[Task]: Return each line of the data below verbatim; pictures are to be left out.

[Dataset section]:
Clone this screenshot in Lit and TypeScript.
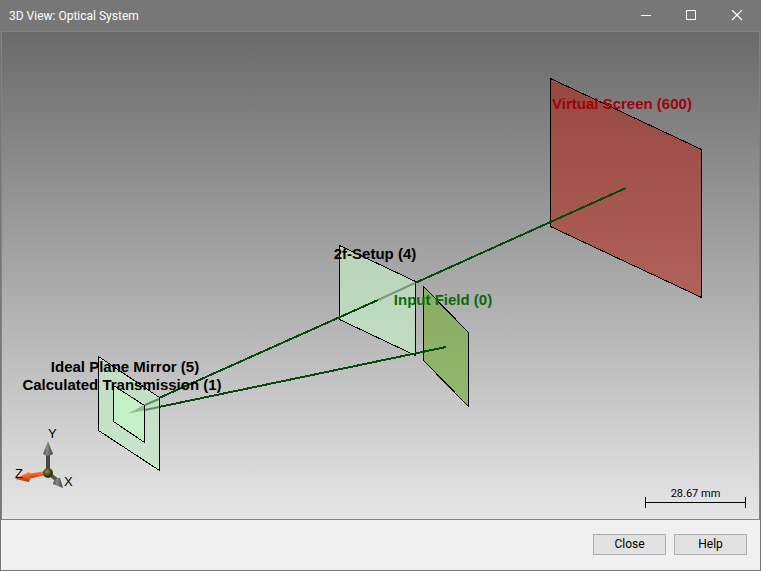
import { LitElement, html, css, svg } from "lit";
import { customElement, property } from "lit/decorators.js";

interface Label {
  text: string;
  x: number;
  y: number;
  kind: string;
}

const LABELS: Label[] = [
  { text: "Virtual Screen (600)", x: 622, y: 109, kind: "screen" },
  { text: "2f-Setup (4)", x: 375, y: 259, kind: "plain" },
  { text: "Input Field (0)", x: 443, y: 305, kind: "input" },
  { text: "Ideal Plane Mirror (5)", x: 125, y: 372, kind: "plain" },
  { text: "Calculated Transmission (1)", x: 122, y: 390, kind: "plain" },
];

/* Perspective drawing of the optical elements and the light path. */
@customElement("optical-scene")
export class OpticalScene extends LitElement {
  static styles = css`
    :host { display: block; min-width: 0; min-height: 0; }
    .scene { display: block; width: 100%; height: 100%; }
    .edge { stroke: #000; stroke-width: 1; shape-rendering: crispEdges; }
    .ray { stroke: #044a0c; stroke-width: 2; fill: none; shape-rendering: crispEdges; }
    .red { fill: #b22416; fill-opacity: 0.55; }
    .mint { fill: #c2eac6; fill-opacity: 0.7; }
    .core { fill: #c3f6c8; fill-opacity: 0.8; }
    .olive { fill: #78ac3c; fill-opacity: 0.66; }
    .label { font: bold 15px "Liberation Sans", Arial, sans-serif; text-anchor: middle; }
    .plain { fill: #000; }
    .screen { fill: #a00008; }
    .input { fill: #0a6a0a; }
  `;

  render() {
    return html`
      <svg class="scene" viewBox="2 32 757 487" role="img" aria-label="Optical system">
        <polygon class="edge red" points="550.5,78.5 701.5,149.5 701.5,297.5 550.5,226.5" />
        <polygon class="edge mint" points="339.5,245.5 415.5,281.5 415.5,355.5 339.5,319.5" />
        <polygon class="edge olive" points="423.5,286.5 468.5,332.5 468.5,406.5 423.5,360.5" />
        <path class="ray" d="M626 188L415 283M378 300L159 398M446 347L159 407" />
        <path d="M415 283L378 300" stroke="#759b78" stroke-width="2" />
        <polygon class="edge mint" points="98.5,356.5 159.5,397.5 159.5,470.5 98.5,430.5" />
        <polygon class="edge core" points="113.5,385.5 144.5,405.5 144.5,442.5 113.5,421.5" />
        <path d="M128 413.500L144 405L144 410.500Z" fill="#8fb894" />
        <path d="M145 405L159 399M145 410L159 407" stroke="#5e8c64" stroke-width="2" />
        ${LABELS.map((l) => svg`<text class="label ${l.kind}" x=${l.x} y=${l.y}>${l.text}</text>`)}
      </svg>
    `;
  }
}

/* Orientation triad shown in the corner of the view. */
@customElement("axis-triad")
export class AxisTriad extends LitElement {
  static styles = css`
    :host { display: block; }
    .triad { display: block; width: 68px; height: 72px; }
    .name { font: 13px "Liberation Sans", Arial, sans-serif; fill: #000; }
  `;

  render() {
    return html`
      <svg class="triad" viewBox="12 420 68 72" role="img" aria-label="Axes">
        <defs>
          <linearGradient id="steel">
            <stop offset="0" stop-color="#484848" />
            <stop offset="0.4" stop-color="#8a8a86" />
            <stop offset="1" stop-color="#3c3c3c" />
          </linearGradient>
          <linearGradient id="flame" x1="0" y1="0" x2="0" y2="1">
            <stop offset="0" stop-color="#ff7a38" />
            <stop offset="0.5" stop-color="#f05a1c" />
            <stop offset="1" stop-color="#a83208" />
          </linearGradient>
          <radialGradient id="ball" cx="0.4" cy="0.35">
            <stop offset="0" stop-color="#8c8c48" />
            <stop offset="1" stop-color="#34340c" />
          </radialGradient>
        </defs>
        <rect x="46" y="453" width="4" height="19" fill="#4a4a4a" />
        <path d="M48 441L53 454Q48 457 43 454Z" fill="url(#steel)" />
        <path d="M27 474L46 471L46 475L28 479Z" fill="url(#flame)" />
        <path d="M15 479L29 472Q32 476 29 482Z" fill="url(#flame)" />
        <path d="M48 473L57 480" stroke="#555" stroke-width="4" />
        <path d="M63 488L53 484Q54 477 60 478Z" fill="url(#steel)" />
        <circle cx="48" cy="473" r="5" fill="url(#ball)" />
        <text class="name" x="48" y="438">Y</text>
        <text class="name" x="15" y="478">Z</text>
        <text class="name" x="64" y="486">X</text>
      </svg>
    `;
  }
}

@customElement("app-root")
export class AppRoot extends LitElement {
  @property() caption = "3D View: Optical System";
  @property() scale = "28.67 mm";

  static styles = css`
    * { box-sizing: border-box; }
    :host { display: block; font: 12px Roboto, "Open Sans", sans-serif; color: #000; }
    .window {
      display: flex;
      flex-direction: column;
      height: 100vh;
      border: 1px solid #777;
      background: #f0f0f0;
    }
    .bar {
      display: flex;
      align-items: center;
      height: 30px;
      padding-left: 8px;
      background: #777;
      color: #fff;
    }
    .caption { flex: 1; margin: 0; font-size: 12px; font-weight: 400; }
    .control {
      display: grid;
      place-items: center;
      width: 46px;
      height: 30px;
      padding: 0;
      border: 0;
      background: transparent;
    }
    .glyph { width: 12px; height: 12px; fill: none; stroke: #fff; }
    .view {
      position: relative;
      flex: 1;
      min-height: 0;
      border: 1px solid #828282;
      background: linear-gradient(#6a6a6a, #a8a8a8 50%, #e6e6e6);
    }
    .drawing { height: 100%; }
    .axes { position: absolute; left: 10px; bottom: 27px; }
    .scale {
      position: absolute;
      right: 13px;
      bottom: 11px;
      width: 101px;
      text-align: center;
      font-size: 11px;
      line-height: 6px;
    }
    .rule {
      height: 11px;
      border: solid #000;
      border-width: 0 1px;
      background: linear-gradient(#000, #000) center / 100% 1px no-repeat;
    }
    .actions {
      display: flex;
      justify-content: flex-end;
      align-items: center;
      gap: 8px;
      height: 50px;
      padding: 0 13px 2px 0;
    }
    .push {
      width: 73px;
      height: 21px;
      padding: 0;
      border: 1px solid #adadad;
      background: #e1e1e1;
      font: inherit;
      color: #000;
    }
  `;

  render() {
    return html`
      <main class="window">
        <header class="bar">
          <h1 class="caption">${this.caption}</h1>
          <button class="control" aria-label="Minimize">
            <svg class="glyph" viewBox="0 0 12 12"><path d="M2 5.500H12" /></svg>
          </button>
          <button class="control" aria-label="Maximize">
            <svg class="glyph" viewBox="0 0 12 12"><path d="M1.500 0.500H10.500V9.500H1.500Z" /></svg>
          </button>
          <button class="control" aria-label="Close window">
            <svg class="glyph" viewBox="0 0 12 12"><path d="M1 0L11 10M11 0L1 10" stroke-width="1.2" /></svg>
          </button>
        </header>
        <section class="view">
          <optical-scene class="drawing"></optical-scene>
          <axis-triad class="axes"></axis-triad>
          <div class="scale">
            <div>${this.scale}</div>
            <div class="rule"></div>
          </div>
        </section>
        <footer class="actions">
          <button class="push">Close</button>
          <button class="push">Help</button>
        </footer>
      </main>
    `;
  }
}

[Complete answer]:
Clone this screenshot in Lit and TypeScript.
import { LitElement, html, css, svg } from "lit";
import { customElement, property } from "lit/decorators.js";

interface Label {
  text: string;
  x: number;
  y: number;
  kind: string;
}

const LABELS: Label[] = [
  { text: "Virtual Screen (600)", x: 622, y: 109, kind: "screen" },
  { text: "2f-Setup (4)", x: 375, y: 259, kind: "plain" },
  { text: "Input Field (0)", x: 443, y: 305, kind: "input" },
  { text: "Ideal Plane Mirror (5)", x: 125, y: 372, kind: "plain" },
  { text: "Calculated Transmission (1)", x: 122, y: 390, kind: "plain" },
];

/* Perspective drawing of the optical elements and the light path. */
@customElement("optical-scene")
export class OpticalScene extends LitElement {
  static styles = css`
    :host { display: block; min-width: 0; min-height: 0; }
    .scene { display: block; width: 100%; height: 100%; }
    .edge { stroke: #000; stroke-width: 1; shape-rendering: crispEdges; }
    .ray { stroke: #044a0c; stroke-width: 2; fill: none; shape-rendering: crispEdges; }
    .red { fill: #b22416; fill-opacity: 0.55; }
    .mint { fill: #c2eac6; fill-opacity: 0.7; }
    .core { fill: #c3f6c8; fill-opacity: 0.8; }
    .olive { fill: #78ac3c; fill-opacity: 0.66; }
    .label { font: bold 15px "Liberation Sans", Arial, sans-serif; text-anchor: middle; }
    .plain { fill: #000; }
    .screen { fill: #a00008; }
    .input { fill: #0a6a0a; }
  `;

  render() {
    return html`
      <svg class="scene" viewBox="2 32 757 487" role="img" aria-label="Optical system">
        <polygon class="edge red" points="550.5,78.5 701.5,149.5 701.5,297.5 550.5,226.5" />
        <polygon class="edge mint" points="339.5,245.5 415.5,281.5 415.5,355.5 339.5,319.5" />
        <polygon class="edge olive" points="423.5,286.5 468.5,332.5 468.5,406.5 423.5,360.5" />
        <path class="ray" d="M626 188L415 283M378 300L159 398M446 347L159 407" />
        <path d="M415 283L378 300" stroke="#759b78" stroke-width="2" />
        <polygon class="edge mint" points="98.5,356.5 159.5,397.5 159.5,470.5 98.5,430.5" />
        <polygon class="edge core" points="113.5,385.5 144.5,405.5 144.5,442.5 113.5,421.5" />
        <path d="M128 413.500L144 405L144 410.500Z" fill="#8fb894" />
        <path d="M145 405L159 399M145 410L159 407" stroke="#5e8c64" stroke-width="2" />
        ${LABELS.map((l) => svg`<text class="label ${l.kind}" x=${l.x} y=${l.y}>${l.text}</text>`)}
      </svg>
    `;
  }
}

/* Orientation triad shown in the corner of the view. */
@customElement("axis-triad")
export class AxisTriad extends LitElement {
  static styles = css`
    :host { display: block; }
    .triad { display: block; width: 68px; height: 72px; }
    .name { font: 13px "Liberation Sans", Arial, sans-serif; fill: #000; }
  `;

  render() {
    return html`
      <svg class="triad" viewBox="12 420 68 72" role="img" aria-label="Axes">
        <defs>
          <linearGradient id="steel">
            <stop offset="0" stop-color="#484848" />
            <stop offset="0.4" stop-color="#8a8a86" />
            <stop offset="1" stop-color="#3c3c3c" />
          </linearGradient>
          <linearGradient id="flame" x1="0" y1="0" x2="0" y2="1">
            <stop offset="0" stop-color="#ff7a38" />
            <stop offset="0.5" stop-color="#f05a1c" />
            <stop offset="1" stop-color="#a83208" />
          </linearGradient>
          <radialGradient id="ball" cx="0.4" cy="0.35">
            <stop offset="0" stop-color="#8c8c48" />
            <stop offset="1" stop-color="#34340c" />
          </radialGradient>
        </defs>
        <rect x="46" y="453" width="4" height="19" fill="#4a4a4a" />
        <path d="M48 441L53 454Q48 457 43 454Z" fill="url(#steel)" />
        <path d="M27 474L46 471L46 475L28 479Z" fill="url(#flame)" />
        <path d="M15 479L29 472Q32 476 29 482Z" fill="url(#flame)" />
        <path d="M48 473L57 480" stroke="#555" stroke-width="4" />
        <path d="M63 488L53 484Q54 477 60 478Z" fill="url(#steel)" />
        <circle cx="48" cy="473" r="5" fill="url(#ball)" />
        <text class="name" x="48" y="438">Y</text>
        <text class="name" x="15" y="478">Z</text>
        <text class="name" x="64" y="486">X</text>
      </svg>
    `;
  }
}

@customElement("app-root")
export class AppRoot extends LitElement {
  @property() caption = "3D View: Optical System";
  @property() scale = "28.67 mm";

  static styles = css`
    * { box-sizing: border-box; }
    :host { display: block; font: 12px Roboto, "Open Sans", sans-serif; color: #000; }
    .window {
      display: flex;
      flex-direction: column;
      height: 100vh;
      border: 1px solid #777;
      background: #f0f0f0;
    }
    .bar {
      display: flex;
      align-items: center;
      height: 30px;
      padding-left: 8px;
      background: #777;
      color: #fff;
    }
    .caption { flex: 1; margin: 0; font-size: 12px; font-weight: 400; }
    .control {
      display: grid;
      place-items: center;
      width: 46px;
      height: 30px;
      padding: 0;
      border: 0;
      background: transparent;
    }
    .glyph { width: 12px; height: 12px; fill: none; stroke: #fff; }
    .view {
      position: relative;
      flex: 1;
      min-height: 0;
      border: 1px solid #828282;
      background: linear-gradient(#6a6a6a, #a8a8a8 50%, #e6e6e6);
    }
    .drawing { height: 100%; }
    .axes { position: absolute; left: 10px; bottom: 27px; }
    .scale {
      position: absolute;
      right: 13px;
      bottom: 11px;
      width: 101px;
      text-align: center;
      font-size: 11px;
      line-height: 6px;
    }
    .rule {
      height: 11px;
      border: solid #000;
      border-width: 0 1px;
      background: linear-gradient(#000, #000) center / 100% 1px no-repeat;
    }
    .actions {
      display: flex;
      justify-content: flex-end;
      align-items: center;
      gap: 8px;
      height: 50px;
      padding: 0 13px 2px 0;
    }
    .push {
      width: 73px;
      height: 21px;
      padding: 0;
      border: 1px solid #adadad;
      background: #e1e1e1;
      font: inherit;
      color: #000;
    }
  `;

  render() {
    return html`
      <main class="window">
        <header class="bar">
          <h1 class="caption">${this.caption}</h1>
          <button class="control" aria-label="Minimize">
            <svg class="glyph" viewBox="0 0 12 12"><path d="M2 5.500H12" /></svg>
          </button>
          <button class="control" aria-label="Maximize">
            <svg class="glyph" viewBox="0 0 12 12"><path d="M1.500 0.500H10.500V9.500H1.500Z" /></svg>
          </button>
          <button class="control" aria-label="Close window">
            <svg class="glyph" viewBox="0 0 12 12"><path d="M1 0L11 10M11 0L1 10" stroke-width="1.2" /></svg>
          </button>
        </header>
        <section class="view">
          <optical-scene class="drawing"></optical-scene>
          <axis-triad class="axes"></axis-triad>
          <div class="scale">
            <div>${this.scale}</div>
            <div class="rule"></div>
          </div>
        </section>
        <footer class="actions">
          <button class="push">Close</button>
          <button class="push">Help</button>
        </footer>
      </main>
    `;
  }
}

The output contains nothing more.